Megan Bevan v Southern Cross Community Healthcare (Aust) Pty Ltd T/A Southern Cross

Case

[2019] FWC 7039

11 OCTOBER 2019

No judgment structure available for this case.

[2019] FWC 7039
FAIR WORK COMMISSION

DECISION


Fair Work Act 2009

s.394—Unfair dismissal

Megan Bevan
v
Southern Cross Community Healthcare (Aust) Pty Ltd T/A Southern Cross
(U2019/7452)

COMMISSIONER BISSETT

MELBOURNE, 11 OCTOBER 2019

Application for an unfair dismissal remedy.

[1] On 8 July 2019, Ms Megan Bevan (Applicant) made an application to the Fair Work Commission (Commission) for remedy for unfair dismissal under s.394 of the Fair Work Act 2009 (FW Act). The Applicant said that her employment had been terminated by Southern Cross Community Healthcare (Aust) Pty Ltd T/A Southern Cross (Respondent) on 27 June 2019.

[2] The matter was listed for conciliation on 13 August 2019 however the conciliation could not proceed as the Commission was unable to contact the Applicant on that date.

[3] On 28 August 2019, directions were issued to the parties and the matter was listed for Jurisdiction (Not an employee) and Arbitration Conference/Hearing on 22 – 25 October 2019. The Applicant was directed to file her material by no later than noon on 23 September 2019. No such material was received.

[4] At 1:58pm on 1 October 2019, the Commission attempted to telephone the Applicant on their nominated phone number. The number was disconnected.

[5] At 3:48pm on 1 October 2019, the Commission emailed correspondence to the Applicant’s nominated email address regarding her failure to file her material by the required date. The Applicant was asked to advise the Commission by 2 October 2019 when she intended to file her submissions. The correspondence stated that if the Commission did not receive a response, her matter was at risk of being listed for a Non-Compliance Hearing on 4 October 2019. The Applicant failed to respond to the Commission’s correspondence.
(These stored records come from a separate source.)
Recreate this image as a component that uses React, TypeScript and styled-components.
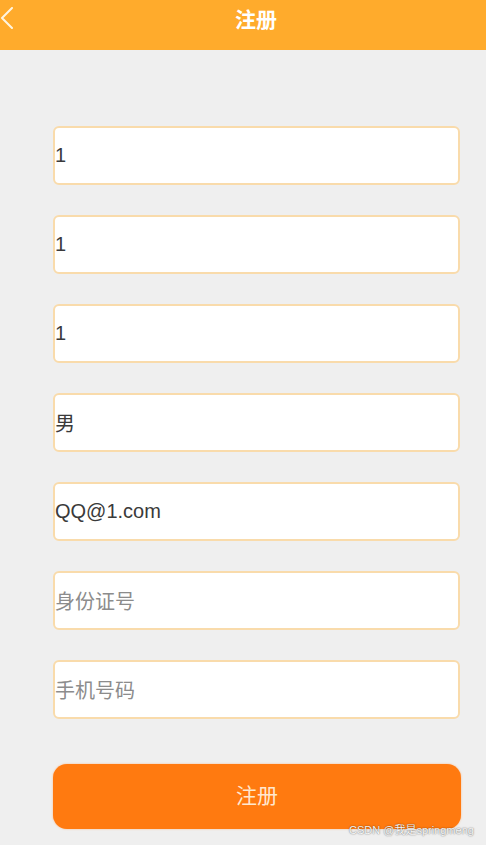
import React from "react";
import styled, { createGlobalStyle } from "styled-components";

const Global = createGlobalStyle`
  html, body { margin: 0; padding: 0; background: #efefef; }
  body { font-family: "Liberation Sans", "Noto Sans CJK SC", Arial, sans-serif; }
  * { box-sizing: border-box; }
`;

const Page = styled.div`
  position: relative;
  width: 486px;
  height: 845px;
  background: #efefef;
  overflow: hidden;
`;

const Header = styled.header`
  height: 50px;
  background: #ffab2c;
  display: flex;
  align-items: flex-start;
`;

const Back = styled.div`
  width: 26px;
  height: 50px;
  display: flex;
  align-items: flex-start;
  padding-top: 7px;
`;

const Title = styled.h1`
  flex: 1;
  margin: 0;
  padding-top: 4px;
  text-align: center;
  color: #fff;
  font-size: 21px;
  line-height: 28px;
  font-weight: bold;
  font-family: "Noto Sans CJK SC", sans-serif;
`;

const Form = styled.div`
  display: flex;
  flex-direction: column;
  gap: 30px;
  padding: 76px 26px 0 53px;
`;

const Field = styled.div<{ $placeholder?: boolean }>`
  height: 59px;
  background: #fff;
  border: 2px solid #f9dbab;
  border-radius: 6px;
  display: flex;
  align-items: center;
  padding-left: 0;
  font-size: 20px;
  color: ${(p) => (p.$placeholder ? "#8c8c8c" : "#3a3a3a")};
  font-family: "Liberation Sans", "Noto Sans CJK SC", sans-serif;
`;

const Submit = styled.div`
  margin: 45px 25px 0 53px;
  height: 65px;
  border-radius: 14px;
  background: #ff7a10;
  box-shadow: 0 0 2px #ffb27a;
  display: flex;
  align-items: center;
  justify-content: center;
  padding-bottom: 6px;
  color: #ffe8cf;
  font-size: 21px;
  font-family: "Noto Sans CJK SC", sans-serif;
`;

const Watermark = styled.div`
  position: absolute;
  left: 349px;
  top: 821px;
  font-size: 11px;
  color: #f6f6f6;
  text-shadow: 0 0 1.5px rgba(0, 0, 0, 0.7);
  font-family: "Liberation Sans", "Noto Sans CJK SC", sans-serif;
`;

const fields: { v: string; p?: boolean }[] = [
  { v: "1" },
  { v: "1" },
  { v: "1" },
  { v: "男" },
  { v: "QQ@1.com" },
  { v: "身份证号", p: true },
  { v: "手机号码", p: true },
];

export default function App() {
  return (
    <>
      <Global />
      <Page>
        <Header>
          <Back>
            <svg width="14" height="22" viewBox="0 0 14 22">
              <polyline
                points="12,1 2,11 12,21"
                fill="none"
                stroke="#fff5e0"
                strokeWidth="2"
                strokeLinecap="round"
                strokeLinejoin="round"
              />
            </svg>
          </Back>
          <Title>注册</Title>
        </Header>
        <Form>
          {fields.map((f, i) => (
            <Field key={i} $placeholder={f.p}>
              {f.v}
            </Field>
          ))}
        </Form>
        <Submit>注册</Submit>
        <Watermark>CSDN @我是springmeng</Watermark>
      </Page>
    </>
  );
}
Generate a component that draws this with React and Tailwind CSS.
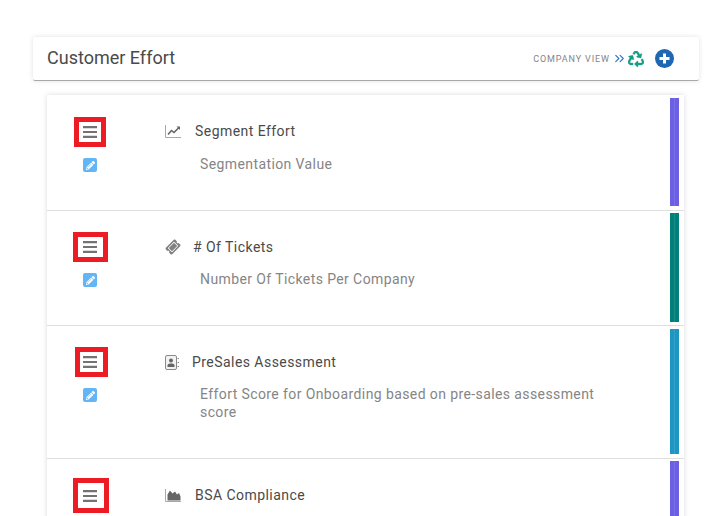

[6] On 2 October 2019, as no response from the Applicant had been received by the Commission, a Notice of Listing was issued to the parties scheduling a Non-Compliance Hearing for 4 October 2019.

[7] The Non-Compliance Hearing proceeded before Commissioner Harper-Greenwell on 4 October 2019 at 10:00am. The Applicant could not be contacted. The Respondent made an oral application pursuant to s.399A of the FW Act that the matter be dismissed due to the Applicant’s failure to comply with directions of the Commission. Commissioner Harper-Greenwell waived compliance with the Fair Work Commission Rules 2013 and accepted the Respondent’s oral application.

[8] On 4 October 2019, following the Non-Compliance Hearing, correspondence was sent to the Applicant’s nominated email address advising her of the Respondent’s s.399A application. The Applicant was directed to file submissions and other documentary material as to why the Commission should not dismiss her application by no later than 4.00 pm on 8 October 2019. This correspondence stated that if the Commission did not receive a response, the Applicant’s application for relief from unfair dismissal would very likely be dismissed without further notice.

[9] To date, the Applicant has not filed any material with the Commission.

[10] Section 399A of the FW Act provides as follows:

399A Dismissing applications

(1) The FWC may, subject to subsection (2), dismiss an application for an order under Division 4 if the FWC is satisfied that the applicant has unreasonably:

(a) failed to attend a conference conducted by the FWC, or a hearing held by the FWC, in relation to the application; or

(b) failed to comply with a direction or order of the FWC relating to the application; or

(c) failed to discontinue the application after a settlement agreement has been concluded.

....

(2) The FWC may exercise its power under subsection (1) on application by the employer.

(3) This section does not limit when the FWC may dismiss an application.

[11] Section 593 of the FW Act provides that the Commission is not required to hold a hearing except as provided by the FW Act. As the Applicant did not file any material in opposition to the application to dismiss, I will determine the application on the papers.

[12]
The power to dismiss an application if the non-compliance was unreasonable is discretionary. The Applicant has failed to respond to numerous attempts made by the Commission to contact her and has provided no explanation to the Commission for her failure to comply with the directions of the Commission. In these circumstances, I am persuaded that I should exercise my discretion under s.399A and dismiss the Applicant’s application. An order 1 giving effect to this decision will be issued separately.